Ditulis oleh Rezky Amelia Putri (Ketua Umum Kohati Periode 1446-1447 H/2024-2025)
Peran ganda sebagai pekerja domestik sekaligus pekerja profesional seringkali menciptakan beban mental bagi perempuan. Peran domestik mencakup peran perempuan sebagai istri, ibu, dan pengelola rumah tangga. Sementara peran perempuan sebagai pekerja professional mencakup perempuan sebagai tenaga kerja, anggota masyarakat, dan manusia pembangunan. Peran perempuan sebagai tenaga kerja yang turut andil dalam kegiatan ekonomis sesuai dengan keterampilan dan pendidikannya menimbulkan banyak implikasi kesehatan mental. Dalam era modern, banyak perempuan yang harus menyeimbangkan tuntutan pekerjaan dengan tanggung jawab keluarga yang dapat menyebabkan stress, kecemasan, dan kelelahan. Stress ini berasal dari tekanan untuk memenuhi ekspetasi di kedua area yang seringkali terjadi tanpa dukungan yang memadai. Penelitian menunjukkan bahwa perempuan yang mengalami peran ganda lebih rentan terhadap gangguan kesehatan mental, seperti depresi. Hasil penelitian juga menunjukkan bahwa pada keluarga yang suami dan istri yang sama sama bekerja, stress psikologis yang lebih besar lebih dialami oleh pihak istri. Salah satu faktor yang menyebabkan hal tersebut adalah karena terbatasnya peran laki-laki dalam urusan rumah tangga dan pengasuhan anak. Peranan suami sangat penting dalam pembagian tugas rumah tangga tetapi, perempuan yang bekerja merasa bahwa peran dan tanggung jawab terhadap keluarga lebih besar dibandingkan pekerjaan karena adanya persepsi peran gender dalam budaya patriarki yang menganggap kodrat perempuan berada pada urusan keluarga dan pengasuhan anak. Persepsi ini akhirnya menimbulkan konflik pekerjaan-keluarga yang terjadi pada perempuan dimana satu sisi ia harus melakukan pekerjaan di kantor dan di sisi lain harus memperhatikan keluarga secara utuh. Selain itu, kurangnya waktu untuk diri sendiri mengurangi kesempatan untuk relaksasi dan perawatan diri yang sangat penting untuk kesehatan mental.

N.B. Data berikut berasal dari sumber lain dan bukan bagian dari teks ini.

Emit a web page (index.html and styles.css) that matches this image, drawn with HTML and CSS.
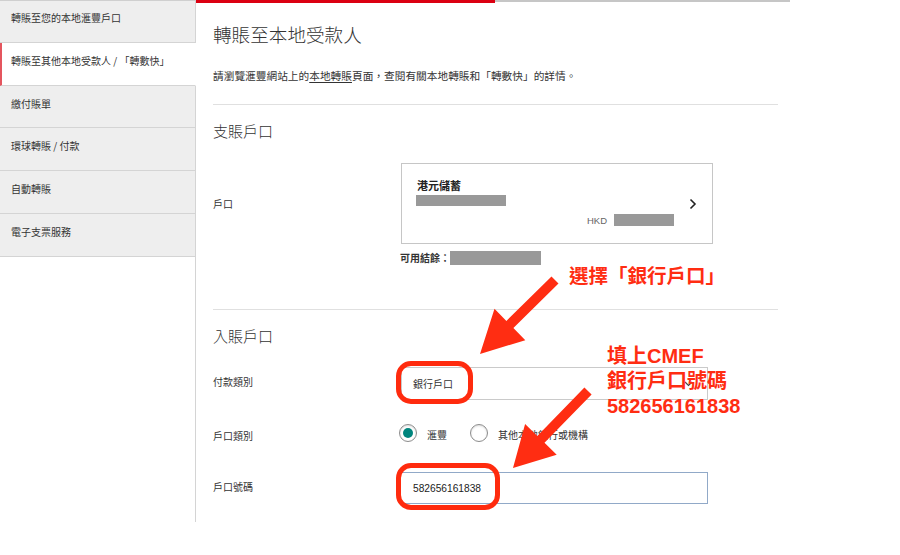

Keinginan perempuan untuk menjalankan kedua peran dengan sempurna terkadang saling bertentangan satu dengan lain sehingga dapat menimbulkan konflik pada perempuan pekerja. Oleh karena itu, penting bagi organisasi dan masyarakat untuk memahami tantangan ini dan menciptakan lingkungan yang mendukung termasuk fleksibilitas jam kerja dan kebijakan cuti yang lebih baik. Tempat-tempat pekerjaan juga dapat menerapkan kebijakan ramah keluara seperti penyediaan layanan konsultasi, menyediakan ruang laktasi yang nyaman, penyediaan layanan penitipan anak. Dengan demikian, perempuan dapat merasa lebih berdaya dan seimbang yang pada akhirnya berdampak positif pada kesehatan mental mereka. Mendorong kesetaraan dalam pembagian tanggung jawab di rumah dan di tempat kerja juga menjadi solusi untuk mengurangi beban peran ganda tersebut.